Entries with page source code:
·····

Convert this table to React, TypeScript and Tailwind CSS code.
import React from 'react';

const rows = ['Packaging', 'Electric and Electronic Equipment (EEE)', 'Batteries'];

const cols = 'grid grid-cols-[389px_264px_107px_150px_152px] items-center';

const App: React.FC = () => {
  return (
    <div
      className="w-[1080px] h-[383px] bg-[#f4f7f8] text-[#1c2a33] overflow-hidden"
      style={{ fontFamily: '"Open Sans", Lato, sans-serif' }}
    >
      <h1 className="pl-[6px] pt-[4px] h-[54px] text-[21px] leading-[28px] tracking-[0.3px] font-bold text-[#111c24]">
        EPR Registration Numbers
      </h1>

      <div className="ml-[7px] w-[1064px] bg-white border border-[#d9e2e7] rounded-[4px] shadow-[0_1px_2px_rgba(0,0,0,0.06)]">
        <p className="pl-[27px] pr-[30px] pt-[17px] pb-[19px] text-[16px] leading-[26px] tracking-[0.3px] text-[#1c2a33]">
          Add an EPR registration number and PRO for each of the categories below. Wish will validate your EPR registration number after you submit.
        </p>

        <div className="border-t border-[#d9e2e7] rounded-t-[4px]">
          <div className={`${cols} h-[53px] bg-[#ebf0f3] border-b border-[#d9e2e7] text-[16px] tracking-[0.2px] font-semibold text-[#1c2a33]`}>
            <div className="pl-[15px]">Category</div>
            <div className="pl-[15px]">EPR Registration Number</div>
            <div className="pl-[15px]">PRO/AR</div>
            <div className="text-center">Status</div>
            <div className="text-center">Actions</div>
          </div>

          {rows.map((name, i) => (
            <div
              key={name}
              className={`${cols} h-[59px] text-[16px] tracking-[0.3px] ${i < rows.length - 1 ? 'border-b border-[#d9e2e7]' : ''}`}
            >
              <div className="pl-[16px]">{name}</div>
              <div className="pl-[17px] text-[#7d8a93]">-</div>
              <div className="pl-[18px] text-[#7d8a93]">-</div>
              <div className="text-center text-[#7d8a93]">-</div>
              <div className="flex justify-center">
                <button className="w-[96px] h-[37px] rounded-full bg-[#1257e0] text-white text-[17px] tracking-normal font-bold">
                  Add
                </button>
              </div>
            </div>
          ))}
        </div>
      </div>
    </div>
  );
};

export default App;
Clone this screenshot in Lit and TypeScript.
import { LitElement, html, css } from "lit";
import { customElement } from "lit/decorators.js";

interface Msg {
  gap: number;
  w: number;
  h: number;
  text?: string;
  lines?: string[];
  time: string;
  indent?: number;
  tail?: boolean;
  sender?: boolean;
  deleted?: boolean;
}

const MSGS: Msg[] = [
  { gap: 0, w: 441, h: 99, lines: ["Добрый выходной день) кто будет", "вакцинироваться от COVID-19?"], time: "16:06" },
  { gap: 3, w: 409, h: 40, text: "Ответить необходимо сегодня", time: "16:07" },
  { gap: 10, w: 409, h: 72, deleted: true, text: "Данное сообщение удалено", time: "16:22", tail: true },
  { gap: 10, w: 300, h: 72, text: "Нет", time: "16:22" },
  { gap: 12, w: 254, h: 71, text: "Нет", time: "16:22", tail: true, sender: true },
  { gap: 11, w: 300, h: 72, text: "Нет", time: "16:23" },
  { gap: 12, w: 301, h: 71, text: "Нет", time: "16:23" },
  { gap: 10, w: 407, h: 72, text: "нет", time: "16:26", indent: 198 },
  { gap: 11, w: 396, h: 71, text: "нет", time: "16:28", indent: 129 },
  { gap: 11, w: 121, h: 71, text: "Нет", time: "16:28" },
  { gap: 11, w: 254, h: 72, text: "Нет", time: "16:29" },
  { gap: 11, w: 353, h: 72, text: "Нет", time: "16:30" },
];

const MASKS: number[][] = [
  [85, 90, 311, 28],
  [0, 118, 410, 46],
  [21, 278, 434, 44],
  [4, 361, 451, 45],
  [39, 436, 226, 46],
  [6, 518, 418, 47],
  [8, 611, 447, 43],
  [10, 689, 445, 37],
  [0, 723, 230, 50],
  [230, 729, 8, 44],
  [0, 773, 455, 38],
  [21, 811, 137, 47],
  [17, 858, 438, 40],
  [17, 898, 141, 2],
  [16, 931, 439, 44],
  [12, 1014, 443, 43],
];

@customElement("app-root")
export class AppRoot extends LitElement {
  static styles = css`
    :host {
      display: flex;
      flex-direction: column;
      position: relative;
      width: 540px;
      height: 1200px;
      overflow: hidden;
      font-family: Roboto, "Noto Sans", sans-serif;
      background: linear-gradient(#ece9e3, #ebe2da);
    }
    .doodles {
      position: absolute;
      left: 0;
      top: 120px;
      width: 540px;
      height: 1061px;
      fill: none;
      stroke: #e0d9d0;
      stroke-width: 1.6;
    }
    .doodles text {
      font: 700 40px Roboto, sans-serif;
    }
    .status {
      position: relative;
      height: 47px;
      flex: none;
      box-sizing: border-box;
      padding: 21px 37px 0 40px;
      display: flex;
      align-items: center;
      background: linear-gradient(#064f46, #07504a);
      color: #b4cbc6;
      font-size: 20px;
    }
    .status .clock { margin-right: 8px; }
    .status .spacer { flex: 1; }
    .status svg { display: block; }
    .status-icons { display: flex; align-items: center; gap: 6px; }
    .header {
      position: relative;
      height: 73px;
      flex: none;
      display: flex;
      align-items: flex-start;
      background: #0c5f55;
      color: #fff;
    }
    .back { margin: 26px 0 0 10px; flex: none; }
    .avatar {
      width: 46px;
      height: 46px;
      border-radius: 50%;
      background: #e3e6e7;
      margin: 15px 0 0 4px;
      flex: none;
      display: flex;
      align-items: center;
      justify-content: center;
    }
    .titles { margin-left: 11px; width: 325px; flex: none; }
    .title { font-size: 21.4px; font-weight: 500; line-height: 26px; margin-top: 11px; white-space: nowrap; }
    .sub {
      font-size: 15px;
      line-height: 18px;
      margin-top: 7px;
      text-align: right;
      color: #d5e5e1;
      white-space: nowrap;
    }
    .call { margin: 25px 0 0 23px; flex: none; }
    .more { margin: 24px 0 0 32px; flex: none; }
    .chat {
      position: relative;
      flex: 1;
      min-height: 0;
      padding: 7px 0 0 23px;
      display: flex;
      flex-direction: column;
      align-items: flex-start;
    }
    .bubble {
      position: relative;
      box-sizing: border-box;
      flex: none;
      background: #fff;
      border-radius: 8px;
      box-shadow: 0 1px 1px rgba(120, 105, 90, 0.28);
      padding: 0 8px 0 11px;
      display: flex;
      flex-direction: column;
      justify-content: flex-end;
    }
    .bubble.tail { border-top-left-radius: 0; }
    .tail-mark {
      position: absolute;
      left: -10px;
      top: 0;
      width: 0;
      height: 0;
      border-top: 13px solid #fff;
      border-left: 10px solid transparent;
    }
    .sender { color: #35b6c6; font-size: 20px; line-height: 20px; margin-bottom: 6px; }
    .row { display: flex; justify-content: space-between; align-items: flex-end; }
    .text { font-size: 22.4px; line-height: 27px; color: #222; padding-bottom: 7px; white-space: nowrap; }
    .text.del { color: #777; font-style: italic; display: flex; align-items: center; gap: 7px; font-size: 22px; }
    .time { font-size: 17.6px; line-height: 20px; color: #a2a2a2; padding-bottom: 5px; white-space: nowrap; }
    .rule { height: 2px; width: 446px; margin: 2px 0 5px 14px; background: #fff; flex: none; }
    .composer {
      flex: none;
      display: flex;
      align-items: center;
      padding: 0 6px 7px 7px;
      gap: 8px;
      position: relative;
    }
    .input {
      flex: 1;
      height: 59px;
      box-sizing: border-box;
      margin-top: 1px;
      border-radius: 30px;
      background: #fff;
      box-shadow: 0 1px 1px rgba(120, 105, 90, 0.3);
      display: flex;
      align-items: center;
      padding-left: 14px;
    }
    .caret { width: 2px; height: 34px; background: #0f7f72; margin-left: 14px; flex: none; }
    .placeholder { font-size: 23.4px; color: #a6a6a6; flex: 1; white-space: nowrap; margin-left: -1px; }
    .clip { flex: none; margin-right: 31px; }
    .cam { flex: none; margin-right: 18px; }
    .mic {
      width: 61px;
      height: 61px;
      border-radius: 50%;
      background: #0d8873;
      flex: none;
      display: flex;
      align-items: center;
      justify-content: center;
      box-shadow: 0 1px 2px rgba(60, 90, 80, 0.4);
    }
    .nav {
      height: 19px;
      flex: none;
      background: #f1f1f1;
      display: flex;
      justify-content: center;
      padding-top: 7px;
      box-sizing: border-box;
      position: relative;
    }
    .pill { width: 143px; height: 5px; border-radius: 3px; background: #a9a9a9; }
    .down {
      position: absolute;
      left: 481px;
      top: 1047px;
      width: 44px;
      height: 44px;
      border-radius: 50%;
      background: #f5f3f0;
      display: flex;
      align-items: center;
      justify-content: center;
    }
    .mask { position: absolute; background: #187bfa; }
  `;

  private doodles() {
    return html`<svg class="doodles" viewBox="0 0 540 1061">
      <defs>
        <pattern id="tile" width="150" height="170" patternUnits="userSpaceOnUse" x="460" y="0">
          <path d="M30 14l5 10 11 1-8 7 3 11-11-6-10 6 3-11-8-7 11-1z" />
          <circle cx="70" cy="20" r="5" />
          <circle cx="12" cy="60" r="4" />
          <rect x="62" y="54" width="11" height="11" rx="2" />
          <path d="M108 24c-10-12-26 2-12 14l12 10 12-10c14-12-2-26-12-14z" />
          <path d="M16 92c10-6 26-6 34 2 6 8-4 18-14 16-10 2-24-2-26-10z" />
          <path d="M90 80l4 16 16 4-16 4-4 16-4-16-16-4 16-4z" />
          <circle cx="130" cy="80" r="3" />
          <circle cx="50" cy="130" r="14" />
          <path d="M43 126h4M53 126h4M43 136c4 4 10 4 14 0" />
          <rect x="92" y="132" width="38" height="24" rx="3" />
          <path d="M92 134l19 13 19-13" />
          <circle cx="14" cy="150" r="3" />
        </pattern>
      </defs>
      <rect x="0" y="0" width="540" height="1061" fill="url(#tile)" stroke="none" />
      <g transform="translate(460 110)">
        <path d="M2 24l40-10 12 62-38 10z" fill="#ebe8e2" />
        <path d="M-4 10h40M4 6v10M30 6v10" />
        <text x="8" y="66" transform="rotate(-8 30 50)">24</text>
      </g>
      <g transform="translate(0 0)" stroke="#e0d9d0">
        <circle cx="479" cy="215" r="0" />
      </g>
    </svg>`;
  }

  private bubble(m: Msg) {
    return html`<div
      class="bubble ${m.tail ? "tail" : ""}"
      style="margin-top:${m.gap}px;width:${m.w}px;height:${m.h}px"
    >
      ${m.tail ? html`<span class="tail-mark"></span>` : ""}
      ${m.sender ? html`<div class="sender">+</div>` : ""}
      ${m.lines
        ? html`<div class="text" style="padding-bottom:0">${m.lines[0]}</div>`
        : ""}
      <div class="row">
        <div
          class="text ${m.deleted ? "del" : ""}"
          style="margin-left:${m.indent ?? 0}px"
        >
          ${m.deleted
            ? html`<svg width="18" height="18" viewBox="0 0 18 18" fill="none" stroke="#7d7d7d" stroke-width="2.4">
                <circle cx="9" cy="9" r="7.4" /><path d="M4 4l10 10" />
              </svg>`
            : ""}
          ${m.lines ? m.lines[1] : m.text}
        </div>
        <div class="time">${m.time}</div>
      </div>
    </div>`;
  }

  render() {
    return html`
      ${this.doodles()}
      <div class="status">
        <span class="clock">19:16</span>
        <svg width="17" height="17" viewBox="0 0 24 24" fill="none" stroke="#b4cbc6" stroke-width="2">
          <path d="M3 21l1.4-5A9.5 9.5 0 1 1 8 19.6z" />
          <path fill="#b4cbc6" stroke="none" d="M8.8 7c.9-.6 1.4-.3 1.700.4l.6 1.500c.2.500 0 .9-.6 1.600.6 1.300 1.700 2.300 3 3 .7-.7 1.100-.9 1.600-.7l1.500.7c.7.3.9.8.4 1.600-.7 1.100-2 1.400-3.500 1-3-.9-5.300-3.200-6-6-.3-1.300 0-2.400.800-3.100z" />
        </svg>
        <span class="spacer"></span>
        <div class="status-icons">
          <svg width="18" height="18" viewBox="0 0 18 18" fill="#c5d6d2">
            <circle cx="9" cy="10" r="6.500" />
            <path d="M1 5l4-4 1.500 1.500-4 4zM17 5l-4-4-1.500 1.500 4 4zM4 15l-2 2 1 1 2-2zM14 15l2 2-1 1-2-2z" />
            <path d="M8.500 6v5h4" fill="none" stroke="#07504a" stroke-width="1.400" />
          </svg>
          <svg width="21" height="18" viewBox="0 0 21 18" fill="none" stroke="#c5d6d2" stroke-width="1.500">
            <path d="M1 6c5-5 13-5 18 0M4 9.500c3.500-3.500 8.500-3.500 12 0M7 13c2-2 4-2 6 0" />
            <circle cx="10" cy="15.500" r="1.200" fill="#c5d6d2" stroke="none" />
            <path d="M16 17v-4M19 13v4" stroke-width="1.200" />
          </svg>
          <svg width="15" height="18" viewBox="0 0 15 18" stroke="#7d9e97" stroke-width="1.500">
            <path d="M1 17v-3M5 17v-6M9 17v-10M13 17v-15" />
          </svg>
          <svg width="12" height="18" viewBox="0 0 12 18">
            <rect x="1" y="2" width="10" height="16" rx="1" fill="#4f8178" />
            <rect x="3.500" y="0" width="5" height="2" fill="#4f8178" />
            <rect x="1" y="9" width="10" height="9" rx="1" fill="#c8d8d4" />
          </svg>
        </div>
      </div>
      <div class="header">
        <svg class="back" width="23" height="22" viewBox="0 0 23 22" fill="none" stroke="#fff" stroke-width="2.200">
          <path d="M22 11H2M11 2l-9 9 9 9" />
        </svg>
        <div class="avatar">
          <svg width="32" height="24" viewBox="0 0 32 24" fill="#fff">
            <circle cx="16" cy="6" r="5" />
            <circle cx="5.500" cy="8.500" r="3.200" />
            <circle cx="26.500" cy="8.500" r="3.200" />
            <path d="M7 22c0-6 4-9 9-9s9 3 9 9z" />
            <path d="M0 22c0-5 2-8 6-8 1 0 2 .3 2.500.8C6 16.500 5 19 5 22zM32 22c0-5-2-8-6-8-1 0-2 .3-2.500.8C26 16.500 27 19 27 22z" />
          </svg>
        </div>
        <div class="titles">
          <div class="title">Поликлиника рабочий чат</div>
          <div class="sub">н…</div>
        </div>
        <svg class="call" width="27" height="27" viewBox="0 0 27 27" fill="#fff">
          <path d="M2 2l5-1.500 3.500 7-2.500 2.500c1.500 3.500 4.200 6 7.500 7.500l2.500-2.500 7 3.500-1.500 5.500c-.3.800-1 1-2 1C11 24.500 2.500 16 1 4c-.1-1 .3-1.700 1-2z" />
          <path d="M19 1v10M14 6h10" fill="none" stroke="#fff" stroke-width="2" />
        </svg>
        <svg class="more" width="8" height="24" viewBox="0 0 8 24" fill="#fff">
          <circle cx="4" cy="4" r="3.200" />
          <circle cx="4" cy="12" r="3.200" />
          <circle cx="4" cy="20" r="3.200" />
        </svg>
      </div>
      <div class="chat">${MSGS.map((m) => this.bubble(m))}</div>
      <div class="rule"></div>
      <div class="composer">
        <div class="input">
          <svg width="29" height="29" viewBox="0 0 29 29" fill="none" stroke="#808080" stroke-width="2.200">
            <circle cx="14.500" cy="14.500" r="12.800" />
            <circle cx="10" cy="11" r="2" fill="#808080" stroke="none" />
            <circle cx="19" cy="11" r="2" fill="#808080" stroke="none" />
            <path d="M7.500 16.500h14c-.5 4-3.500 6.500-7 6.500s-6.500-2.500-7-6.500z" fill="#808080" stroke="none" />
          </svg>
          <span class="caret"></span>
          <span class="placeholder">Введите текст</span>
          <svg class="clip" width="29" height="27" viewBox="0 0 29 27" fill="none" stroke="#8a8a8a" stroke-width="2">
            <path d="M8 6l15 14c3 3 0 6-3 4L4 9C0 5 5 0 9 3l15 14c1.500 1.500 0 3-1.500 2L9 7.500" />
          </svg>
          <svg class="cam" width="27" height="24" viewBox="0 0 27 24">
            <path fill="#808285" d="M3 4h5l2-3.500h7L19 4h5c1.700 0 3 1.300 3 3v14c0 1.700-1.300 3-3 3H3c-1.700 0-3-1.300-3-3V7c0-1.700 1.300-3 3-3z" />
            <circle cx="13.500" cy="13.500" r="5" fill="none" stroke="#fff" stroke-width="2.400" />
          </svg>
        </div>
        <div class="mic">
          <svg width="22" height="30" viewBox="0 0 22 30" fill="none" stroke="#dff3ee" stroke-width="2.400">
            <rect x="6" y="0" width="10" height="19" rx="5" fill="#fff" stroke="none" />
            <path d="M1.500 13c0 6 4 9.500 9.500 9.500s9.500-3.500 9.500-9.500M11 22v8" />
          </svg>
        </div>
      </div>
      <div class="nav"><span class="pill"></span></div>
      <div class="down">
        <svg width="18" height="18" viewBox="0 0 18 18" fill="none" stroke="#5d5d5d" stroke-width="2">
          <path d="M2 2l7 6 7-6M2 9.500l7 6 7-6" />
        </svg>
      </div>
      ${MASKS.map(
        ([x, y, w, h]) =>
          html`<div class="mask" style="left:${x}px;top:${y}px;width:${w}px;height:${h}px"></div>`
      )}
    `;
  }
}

·····

WRITTEN EXERCISE ::
From the data above, copy each line where the string "React" appears.

COMPLETED EXERCISE ::
Convert this table to React, TypeScript and Tailwind CSS code.
import React from 'react';
const App: React.FC = () => {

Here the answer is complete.